La inteligencia emocional no nos va a inmunizar frente a la enfermedad, pero va a ser un factor fundamental a la hora de prepararnos para afrontarla de la mejor manera posible. Una persona con inteligencia emocional, por muy enferma que pueda llegar a estar, no caerá en el error de atribuirle la causalidad de su padecimiento a otra persona. Tampoco recurrirá a excusas como la mala suerte o extrañas conspiraciones. Por el contrario, asumirá su nueva realidad e intentará aprovechar al máximo el tiempo de vida que le pueda quedar rodeándose de personas que le aporten experiencias gratificantes, que no la victimicen constantemente ni intenten disfrazarle su situación. Lo peor que le puede pasar a una persona que padece una enfermedad es sentir que su entorno le miente por pena. Nadie merece sentirse querido por pena. Una pena de la que algunos enfermos se acaban valiendo para manipular emocionalmente a las personas de su entorno más cercano, contribuyendo de esta manera a que se creen unos círculos viciosos que acaban intoxicando a todas las personas implicadas.
Si queremos a alguien que sea de verdad. Con los ojos abiertos, con la sinceridad por delante; valorando las virtudes, pero aceptando también los defectos; mostrándonos como somos, sin dobleces. Sin aceptación y sin respeto no se puede establecer con nadie un vínculo afectivo que merezca la pena perpetuarse en el tiempo.
Todas las emociones son igual de legítimas y todos tenemos derecho a experimentarlas todas en cualquier momento de nuestras vidas. Así, podemos sentir asco sin sentirnos obligados a disimular por no molestar a la persona o la situación que nos lo ha inspirado; podemos sentir miedo sin avergonzarnos ante nadie; podemos permitirnos estar tristes cuando una circunstancia nos supere o podemos demostrar sin complejos nuestra ira cuando estamos ante lo que consideramos una injusticia.
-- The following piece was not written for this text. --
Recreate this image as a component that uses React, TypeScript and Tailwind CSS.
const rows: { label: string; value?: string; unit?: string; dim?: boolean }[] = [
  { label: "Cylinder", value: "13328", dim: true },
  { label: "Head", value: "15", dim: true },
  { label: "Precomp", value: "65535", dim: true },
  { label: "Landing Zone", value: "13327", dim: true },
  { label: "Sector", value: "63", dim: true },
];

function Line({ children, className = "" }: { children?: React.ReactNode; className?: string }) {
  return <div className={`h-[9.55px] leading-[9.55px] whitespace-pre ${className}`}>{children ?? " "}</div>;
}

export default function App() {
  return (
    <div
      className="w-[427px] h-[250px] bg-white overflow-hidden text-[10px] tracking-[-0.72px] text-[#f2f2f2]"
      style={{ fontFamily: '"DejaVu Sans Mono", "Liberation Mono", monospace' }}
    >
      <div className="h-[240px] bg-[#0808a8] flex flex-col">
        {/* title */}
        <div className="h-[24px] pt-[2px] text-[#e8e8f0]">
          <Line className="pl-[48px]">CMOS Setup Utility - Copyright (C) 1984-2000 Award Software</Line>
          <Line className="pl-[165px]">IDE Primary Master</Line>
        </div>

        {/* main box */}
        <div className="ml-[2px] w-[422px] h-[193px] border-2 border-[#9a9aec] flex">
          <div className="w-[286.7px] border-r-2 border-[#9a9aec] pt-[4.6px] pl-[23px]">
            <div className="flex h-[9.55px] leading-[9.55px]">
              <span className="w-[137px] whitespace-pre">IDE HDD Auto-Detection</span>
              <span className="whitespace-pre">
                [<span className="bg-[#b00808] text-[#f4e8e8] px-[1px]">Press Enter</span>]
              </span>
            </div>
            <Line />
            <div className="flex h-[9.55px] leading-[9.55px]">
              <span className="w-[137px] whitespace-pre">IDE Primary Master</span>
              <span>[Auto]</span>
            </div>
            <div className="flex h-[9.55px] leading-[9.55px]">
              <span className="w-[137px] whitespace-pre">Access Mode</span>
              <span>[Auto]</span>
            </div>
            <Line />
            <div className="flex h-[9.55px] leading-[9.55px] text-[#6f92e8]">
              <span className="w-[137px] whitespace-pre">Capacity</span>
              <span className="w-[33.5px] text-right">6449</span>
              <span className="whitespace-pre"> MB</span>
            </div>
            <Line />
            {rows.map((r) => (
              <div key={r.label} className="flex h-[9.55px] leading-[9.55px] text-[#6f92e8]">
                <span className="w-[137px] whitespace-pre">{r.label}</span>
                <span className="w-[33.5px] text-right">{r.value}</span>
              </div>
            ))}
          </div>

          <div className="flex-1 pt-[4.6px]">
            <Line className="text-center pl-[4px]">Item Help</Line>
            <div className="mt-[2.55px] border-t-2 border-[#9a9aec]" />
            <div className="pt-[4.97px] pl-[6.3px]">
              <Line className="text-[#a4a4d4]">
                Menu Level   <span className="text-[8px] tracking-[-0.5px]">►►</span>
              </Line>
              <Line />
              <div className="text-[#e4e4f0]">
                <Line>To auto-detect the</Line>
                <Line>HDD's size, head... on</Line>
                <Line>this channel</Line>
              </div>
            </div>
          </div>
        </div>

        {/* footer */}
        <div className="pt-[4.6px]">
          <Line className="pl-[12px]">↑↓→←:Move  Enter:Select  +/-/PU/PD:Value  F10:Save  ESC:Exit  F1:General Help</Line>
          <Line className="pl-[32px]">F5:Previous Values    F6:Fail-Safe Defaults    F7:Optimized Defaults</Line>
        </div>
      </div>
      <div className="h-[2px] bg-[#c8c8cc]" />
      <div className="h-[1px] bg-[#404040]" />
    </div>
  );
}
Liberar cualquiera de esas emociones nos permite sentirnos plenamente vivos. Pero, pasada la reacción inicial a lo que nos ha pasado, tendríamos que ser capaces de analizar con calma lo que realmente nos ha pasado, pudiendo reinterpretar esas emociones de manera que nuestro cerebro deje de liberar ciertos neurotransmisores que en niveles adecuados contribuyen a nuestro bienestar, pero en niveles excesivos, si se mantienen en el tiempo, pueden resultar una bomba de relojería que nos puede llegar a explotar en el momento menos esperado.
Por muy grave que sea una situación, si tenemos opciones para llegar a solucionarla, lo que tenemos que hacer en centrarnos en elegir la que nos ofrezca más garantías de éxito. Si, por lo contrario, no se puede resolver, de nada servirá que nos pasemos el día dándole vueltas, porque lo único que conseguiremos es generar unos niveles de toxicidad en nuestro organismo que acabarán minando nuestras fuerzas, unas fuerzas que deberíamos invertir en crearnos nuevas oportunidades, ya sean laborales, sentimentales, formativas o simplemente vitales.
Mientras estemos vivos, siempre tendremos oportunidades de hacer muchas cosas. Lo único que necesitamos es tener ganas de experimentar cosas nuevas capaces de seguir emocionándonos.
A cualquier edad y sea cual sea nuestro estado físico o psíquico podemos encontrar infinidad de opciones a nuestro alcance que nos permitirán salir de los círculos viciosos en los que nuestras emociones nos hayan podido enredar durante años. Sólo hemos de atrevernos a mirar las mismas cosas desde otros ángulos y a pasar todas las páginas en las que nos hayamos sentido atascados para avanzar sin miedo hacia todo lo que nos queda por descubrir de nosotros mismos y de los demás.